• [TASK BRIEF]
Pick out the lines containing "this".
# # # # #
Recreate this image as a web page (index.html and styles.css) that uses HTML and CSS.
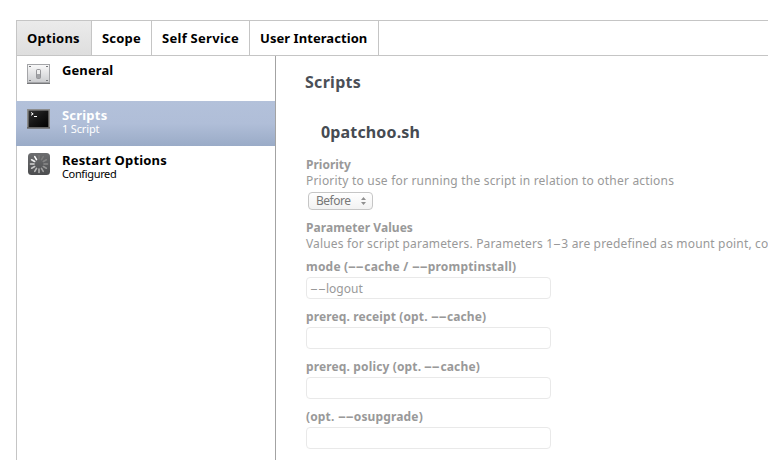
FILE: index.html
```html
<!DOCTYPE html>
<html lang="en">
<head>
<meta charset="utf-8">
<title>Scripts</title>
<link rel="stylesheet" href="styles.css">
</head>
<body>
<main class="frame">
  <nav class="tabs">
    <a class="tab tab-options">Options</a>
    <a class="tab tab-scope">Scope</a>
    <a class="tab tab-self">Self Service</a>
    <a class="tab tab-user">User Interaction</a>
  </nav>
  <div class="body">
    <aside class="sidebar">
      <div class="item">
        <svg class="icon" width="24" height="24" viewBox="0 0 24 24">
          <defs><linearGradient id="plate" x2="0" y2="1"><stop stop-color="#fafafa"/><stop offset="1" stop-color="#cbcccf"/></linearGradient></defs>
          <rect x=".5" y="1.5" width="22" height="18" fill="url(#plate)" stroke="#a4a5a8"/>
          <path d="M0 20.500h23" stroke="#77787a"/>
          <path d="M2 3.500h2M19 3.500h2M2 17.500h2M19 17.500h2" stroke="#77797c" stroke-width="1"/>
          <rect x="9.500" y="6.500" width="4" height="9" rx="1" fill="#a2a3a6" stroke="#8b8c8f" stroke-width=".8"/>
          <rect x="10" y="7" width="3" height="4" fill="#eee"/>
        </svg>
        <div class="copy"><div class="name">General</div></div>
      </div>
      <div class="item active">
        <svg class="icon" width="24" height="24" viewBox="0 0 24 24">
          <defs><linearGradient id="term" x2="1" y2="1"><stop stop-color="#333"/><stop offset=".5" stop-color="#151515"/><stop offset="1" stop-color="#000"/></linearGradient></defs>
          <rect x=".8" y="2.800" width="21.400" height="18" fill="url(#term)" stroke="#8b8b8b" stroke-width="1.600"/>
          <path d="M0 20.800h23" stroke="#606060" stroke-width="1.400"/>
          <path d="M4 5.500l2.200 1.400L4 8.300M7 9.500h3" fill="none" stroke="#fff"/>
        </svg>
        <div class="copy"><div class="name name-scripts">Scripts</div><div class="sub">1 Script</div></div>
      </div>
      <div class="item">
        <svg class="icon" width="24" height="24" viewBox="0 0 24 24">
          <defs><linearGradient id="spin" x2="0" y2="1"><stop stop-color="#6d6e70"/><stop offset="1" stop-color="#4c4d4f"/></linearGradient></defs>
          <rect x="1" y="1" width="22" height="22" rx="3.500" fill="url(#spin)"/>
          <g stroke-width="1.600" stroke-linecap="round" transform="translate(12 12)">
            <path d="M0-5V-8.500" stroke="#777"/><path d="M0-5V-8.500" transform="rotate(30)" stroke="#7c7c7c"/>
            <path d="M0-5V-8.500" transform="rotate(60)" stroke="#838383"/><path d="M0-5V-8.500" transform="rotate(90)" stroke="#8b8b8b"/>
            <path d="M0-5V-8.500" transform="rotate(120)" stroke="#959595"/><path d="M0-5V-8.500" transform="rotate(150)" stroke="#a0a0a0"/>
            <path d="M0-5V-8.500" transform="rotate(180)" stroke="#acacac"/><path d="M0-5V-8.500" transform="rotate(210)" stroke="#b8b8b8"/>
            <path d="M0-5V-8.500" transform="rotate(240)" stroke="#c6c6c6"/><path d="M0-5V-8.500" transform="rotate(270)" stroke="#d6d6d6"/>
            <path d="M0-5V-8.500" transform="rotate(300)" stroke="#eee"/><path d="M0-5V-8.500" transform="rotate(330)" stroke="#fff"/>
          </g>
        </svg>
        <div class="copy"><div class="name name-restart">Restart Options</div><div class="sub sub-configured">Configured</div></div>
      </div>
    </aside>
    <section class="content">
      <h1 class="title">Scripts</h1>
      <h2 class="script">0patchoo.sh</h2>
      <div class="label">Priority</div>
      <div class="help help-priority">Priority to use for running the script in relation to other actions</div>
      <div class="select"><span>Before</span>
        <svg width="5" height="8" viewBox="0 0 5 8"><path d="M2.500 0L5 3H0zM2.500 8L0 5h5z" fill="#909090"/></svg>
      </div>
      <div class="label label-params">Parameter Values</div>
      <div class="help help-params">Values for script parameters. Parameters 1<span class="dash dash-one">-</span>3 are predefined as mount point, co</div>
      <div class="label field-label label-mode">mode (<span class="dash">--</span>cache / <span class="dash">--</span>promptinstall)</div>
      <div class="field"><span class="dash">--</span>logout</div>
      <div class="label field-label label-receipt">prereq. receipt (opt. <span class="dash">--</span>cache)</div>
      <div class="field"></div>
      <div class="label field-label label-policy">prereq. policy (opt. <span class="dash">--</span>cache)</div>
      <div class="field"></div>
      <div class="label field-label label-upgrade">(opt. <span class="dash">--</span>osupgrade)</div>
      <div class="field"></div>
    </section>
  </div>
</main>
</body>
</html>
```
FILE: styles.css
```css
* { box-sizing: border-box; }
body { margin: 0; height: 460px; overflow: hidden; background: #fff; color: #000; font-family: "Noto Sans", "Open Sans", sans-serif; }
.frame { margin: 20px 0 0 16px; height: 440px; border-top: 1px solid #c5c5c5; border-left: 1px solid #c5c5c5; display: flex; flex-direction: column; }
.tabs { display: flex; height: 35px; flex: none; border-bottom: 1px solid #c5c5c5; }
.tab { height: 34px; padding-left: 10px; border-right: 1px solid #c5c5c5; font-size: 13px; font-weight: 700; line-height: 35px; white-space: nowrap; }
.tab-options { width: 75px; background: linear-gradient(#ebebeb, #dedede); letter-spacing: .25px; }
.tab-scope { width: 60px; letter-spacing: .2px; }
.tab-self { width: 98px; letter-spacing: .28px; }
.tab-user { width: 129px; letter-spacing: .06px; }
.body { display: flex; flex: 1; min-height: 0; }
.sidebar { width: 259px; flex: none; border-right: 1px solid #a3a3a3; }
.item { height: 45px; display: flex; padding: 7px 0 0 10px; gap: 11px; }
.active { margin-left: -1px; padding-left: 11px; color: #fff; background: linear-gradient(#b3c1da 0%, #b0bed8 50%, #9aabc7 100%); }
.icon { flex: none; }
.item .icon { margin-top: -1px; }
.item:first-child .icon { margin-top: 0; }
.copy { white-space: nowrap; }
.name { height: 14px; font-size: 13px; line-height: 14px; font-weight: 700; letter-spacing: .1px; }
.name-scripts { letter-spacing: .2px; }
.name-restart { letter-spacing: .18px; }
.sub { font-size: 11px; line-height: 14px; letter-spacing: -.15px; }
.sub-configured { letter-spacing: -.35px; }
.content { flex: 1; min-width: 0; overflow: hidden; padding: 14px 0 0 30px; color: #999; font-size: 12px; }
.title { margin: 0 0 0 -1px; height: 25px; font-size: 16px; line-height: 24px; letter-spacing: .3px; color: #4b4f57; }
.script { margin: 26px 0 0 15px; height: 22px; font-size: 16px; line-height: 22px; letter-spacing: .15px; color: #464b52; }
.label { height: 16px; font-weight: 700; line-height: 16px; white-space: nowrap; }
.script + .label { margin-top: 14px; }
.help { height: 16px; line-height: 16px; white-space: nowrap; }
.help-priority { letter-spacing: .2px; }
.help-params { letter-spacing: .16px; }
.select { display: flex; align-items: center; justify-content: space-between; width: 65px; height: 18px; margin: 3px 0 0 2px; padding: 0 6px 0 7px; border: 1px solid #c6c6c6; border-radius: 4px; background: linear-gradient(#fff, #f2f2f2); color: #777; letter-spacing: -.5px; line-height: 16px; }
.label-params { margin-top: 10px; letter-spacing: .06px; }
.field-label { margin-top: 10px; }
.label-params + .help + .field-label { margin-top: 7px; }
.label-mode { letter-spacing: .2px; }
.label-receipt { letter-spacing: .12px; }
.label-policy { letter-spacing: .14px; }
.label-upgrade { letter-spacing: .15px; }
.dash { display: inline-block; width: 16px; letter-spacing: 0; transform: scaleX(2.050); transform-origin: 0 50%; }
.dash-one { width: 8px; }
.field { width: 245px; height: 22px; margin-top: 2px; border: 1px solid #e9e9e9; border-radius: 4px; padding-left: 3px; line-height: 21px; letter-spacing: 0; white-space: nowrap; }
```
# # # # #
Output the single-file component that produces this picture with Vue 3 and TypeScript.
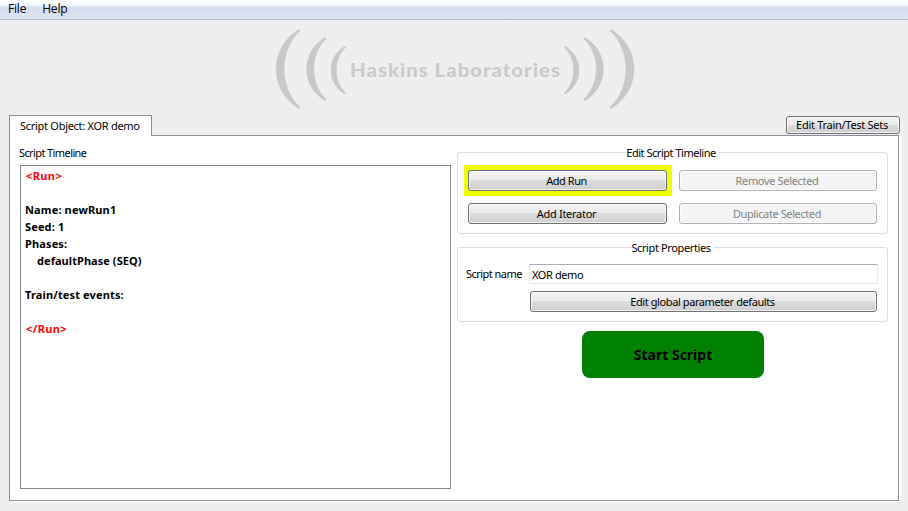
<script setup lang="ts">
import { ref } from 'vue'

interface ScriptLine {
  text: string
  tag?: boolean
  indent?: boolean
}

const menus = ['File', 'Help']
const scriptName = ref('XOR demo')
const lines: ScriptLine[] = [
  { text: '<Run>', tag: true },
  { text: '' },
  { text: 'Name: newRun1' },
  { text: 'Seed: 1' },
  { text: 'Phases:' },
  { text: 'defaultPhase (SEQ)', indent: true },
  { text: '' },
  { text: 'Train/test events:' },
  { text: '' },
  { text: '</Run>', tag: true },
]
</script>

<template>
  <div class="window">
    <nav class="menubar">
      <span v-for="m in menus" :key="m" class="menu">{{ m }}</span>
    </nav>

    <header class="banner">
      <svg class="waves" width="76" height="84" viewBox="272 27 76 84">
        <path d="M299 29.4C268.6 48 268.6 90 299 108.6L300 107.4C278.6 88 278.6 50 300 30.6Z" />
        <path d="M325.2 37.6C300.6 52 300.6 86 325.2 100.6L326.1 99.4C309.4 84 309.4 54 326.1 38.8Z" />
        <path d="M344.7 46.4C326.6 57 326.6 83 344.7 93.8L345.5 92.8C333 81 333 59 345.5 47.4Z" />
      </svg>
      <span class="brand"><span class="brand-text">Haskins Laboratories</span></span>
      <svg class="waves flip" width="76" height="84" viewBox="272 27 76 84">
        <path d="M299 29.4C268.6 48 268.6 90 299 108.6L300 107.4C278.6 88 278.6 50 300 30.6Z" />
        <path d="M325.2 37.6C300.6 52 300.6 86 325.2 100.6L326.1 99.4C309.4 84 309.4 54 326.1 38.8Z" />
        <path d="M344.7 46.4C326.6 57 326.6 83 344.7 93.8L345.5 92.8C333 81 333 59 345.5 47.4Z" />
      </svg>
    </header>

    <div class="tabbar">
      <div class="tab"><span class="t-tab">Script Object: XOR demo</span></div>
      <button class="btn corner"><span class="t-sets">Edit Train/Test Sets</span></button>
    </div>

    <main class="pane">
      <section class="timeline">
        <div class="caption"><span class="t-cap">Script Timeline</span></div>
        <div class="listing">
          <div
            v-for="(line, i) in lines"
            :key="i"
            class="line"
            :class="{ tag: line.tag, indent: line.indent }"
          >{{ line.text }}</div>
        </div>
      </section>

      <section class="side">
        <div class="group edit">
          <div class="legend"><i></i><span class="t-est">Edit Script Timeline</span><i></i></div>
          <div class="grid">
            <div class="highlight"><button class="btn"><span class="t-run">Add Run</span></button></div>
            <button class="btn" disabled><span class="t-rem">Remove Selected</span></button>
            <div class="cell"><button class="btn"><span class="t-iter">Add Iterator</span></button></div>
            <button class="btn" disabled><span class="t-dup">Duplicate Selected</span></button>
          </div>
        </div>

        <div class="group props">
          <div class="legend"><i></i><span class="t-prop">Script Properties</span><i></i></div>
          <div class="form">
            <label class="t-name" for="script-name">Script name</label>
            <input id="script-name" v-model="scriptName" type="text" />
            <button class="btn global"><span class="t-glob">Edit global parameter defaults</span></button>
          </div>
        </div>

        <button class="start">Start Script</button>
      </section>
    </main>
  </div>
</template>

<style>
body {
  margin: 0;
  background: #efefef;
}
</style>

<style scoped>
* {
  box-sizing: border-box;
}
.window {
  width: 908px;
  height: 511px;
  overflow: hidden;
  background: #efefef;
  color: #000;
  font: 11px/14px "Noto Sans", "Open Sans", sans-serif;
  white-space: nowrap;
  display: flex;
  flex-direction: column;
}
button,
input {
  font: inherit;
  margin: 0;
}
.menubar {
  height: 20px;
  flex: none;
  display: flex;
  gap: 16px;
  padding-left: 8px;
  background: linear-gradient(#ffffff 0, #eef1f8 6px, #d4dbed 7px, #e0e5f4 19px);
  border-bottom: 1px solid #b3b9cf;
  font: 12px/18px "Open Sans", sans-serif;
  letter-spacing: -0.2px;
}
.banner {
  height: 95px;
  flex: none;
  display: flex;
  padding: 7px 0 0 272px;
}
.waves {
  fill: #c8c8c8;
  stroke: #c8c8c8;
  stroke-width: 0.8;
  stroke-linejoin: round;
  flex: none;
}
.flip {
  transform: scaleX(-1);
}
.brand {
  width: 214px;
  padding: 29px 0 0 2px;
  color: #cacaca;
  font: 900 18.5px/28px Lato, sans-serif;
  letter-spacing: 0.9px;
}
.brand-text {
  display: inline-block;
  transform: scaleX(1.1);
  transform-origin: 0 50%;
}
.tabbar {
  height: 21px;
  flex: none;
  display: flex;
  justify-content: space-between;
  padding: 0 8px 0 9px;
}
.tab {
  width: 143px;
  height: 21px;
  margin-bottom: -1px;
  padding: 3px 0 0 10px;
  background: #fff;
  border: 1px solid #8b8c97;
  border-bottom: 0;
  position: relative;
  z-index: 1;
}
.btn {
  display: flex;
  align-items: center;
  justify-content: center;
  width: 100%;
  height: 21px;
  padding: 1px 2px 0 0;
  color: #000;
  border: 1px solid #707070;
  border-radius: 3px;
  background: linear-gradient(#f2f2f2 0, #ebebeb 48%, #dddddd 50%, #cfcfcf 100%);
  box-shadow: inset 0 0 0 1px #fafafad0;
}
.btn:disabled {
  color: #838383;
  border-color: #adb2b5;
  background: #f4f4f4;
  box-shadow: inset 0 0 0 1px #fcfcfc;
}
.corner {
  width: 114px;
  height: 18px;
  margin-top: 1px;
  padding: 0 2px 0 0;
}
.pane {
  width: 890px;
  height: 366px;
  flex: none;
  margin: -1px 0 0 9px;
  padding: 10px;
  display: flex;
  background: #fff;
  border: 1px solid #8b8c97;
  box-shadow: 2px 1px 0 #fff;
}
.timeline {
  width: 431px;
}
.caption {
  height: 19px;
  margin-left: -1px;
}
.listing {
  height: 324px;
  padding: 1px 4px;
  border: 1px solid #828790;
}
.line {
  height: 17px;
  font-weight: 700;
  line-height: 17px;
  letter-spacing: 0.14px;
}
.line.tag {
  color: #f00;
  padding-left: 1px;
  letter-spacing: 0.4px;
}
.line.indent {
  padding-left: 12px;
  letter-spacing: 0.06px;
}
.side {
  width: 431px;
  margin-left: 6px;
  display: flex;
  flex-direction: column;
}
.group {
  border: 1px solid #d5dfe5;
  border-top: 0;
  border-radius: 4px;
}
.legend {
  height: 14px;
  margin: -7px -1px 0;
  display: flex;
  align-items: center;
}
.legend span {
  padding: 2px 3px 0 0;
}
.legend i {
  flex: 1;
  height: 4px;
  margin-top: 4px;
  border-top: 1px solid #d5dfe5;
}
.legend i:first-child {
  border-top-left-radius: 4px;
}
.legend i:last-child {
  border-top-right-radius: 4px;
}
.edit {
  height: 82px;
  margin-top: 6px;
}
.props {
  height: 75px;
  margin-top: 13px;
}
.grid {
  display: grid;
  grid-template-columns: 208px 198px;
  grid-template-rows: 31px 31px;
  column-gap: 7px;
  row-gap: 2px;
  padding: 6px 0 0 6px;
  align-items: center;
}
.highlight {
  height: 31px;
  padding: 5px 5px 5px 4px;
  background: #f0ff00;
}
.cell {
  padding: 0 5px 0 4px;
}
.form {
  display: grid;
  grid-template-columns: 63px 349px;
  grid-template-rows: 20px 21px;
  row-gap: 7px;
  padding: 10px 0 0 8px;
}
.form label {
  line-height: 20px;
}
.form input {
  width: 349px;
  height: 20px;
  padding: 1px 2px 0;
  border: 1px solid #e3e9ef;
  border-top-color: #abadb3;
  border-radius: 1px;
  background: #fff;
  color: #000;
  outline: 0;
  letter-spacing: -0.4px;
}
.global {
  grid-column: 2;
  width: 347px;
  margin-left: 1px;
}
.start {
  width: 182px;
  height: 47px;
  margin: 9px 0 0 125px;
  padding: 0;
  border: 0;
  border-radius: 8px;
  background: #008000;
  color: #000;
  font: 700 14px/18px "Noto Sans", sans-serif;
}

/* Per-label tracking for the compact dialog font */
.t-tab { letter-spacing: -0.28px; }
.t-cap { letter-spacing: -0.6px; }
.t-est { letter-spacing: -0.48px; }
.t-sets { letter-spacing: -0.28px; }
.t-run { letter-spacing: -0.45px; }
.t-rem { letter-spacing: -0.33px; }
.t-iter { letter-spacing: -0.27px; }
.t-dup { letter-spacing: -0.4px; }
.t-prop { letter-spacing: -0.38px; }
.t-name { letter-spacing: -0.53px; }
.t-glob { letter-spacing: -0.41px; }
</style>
# # # # #
• [WORKED SOLUTION]
Recreate this image as a web page (index.html and styles.css) that uses HTML and CSS.
Output the single-file component that produces this picture with Vue 3 and TypeScript.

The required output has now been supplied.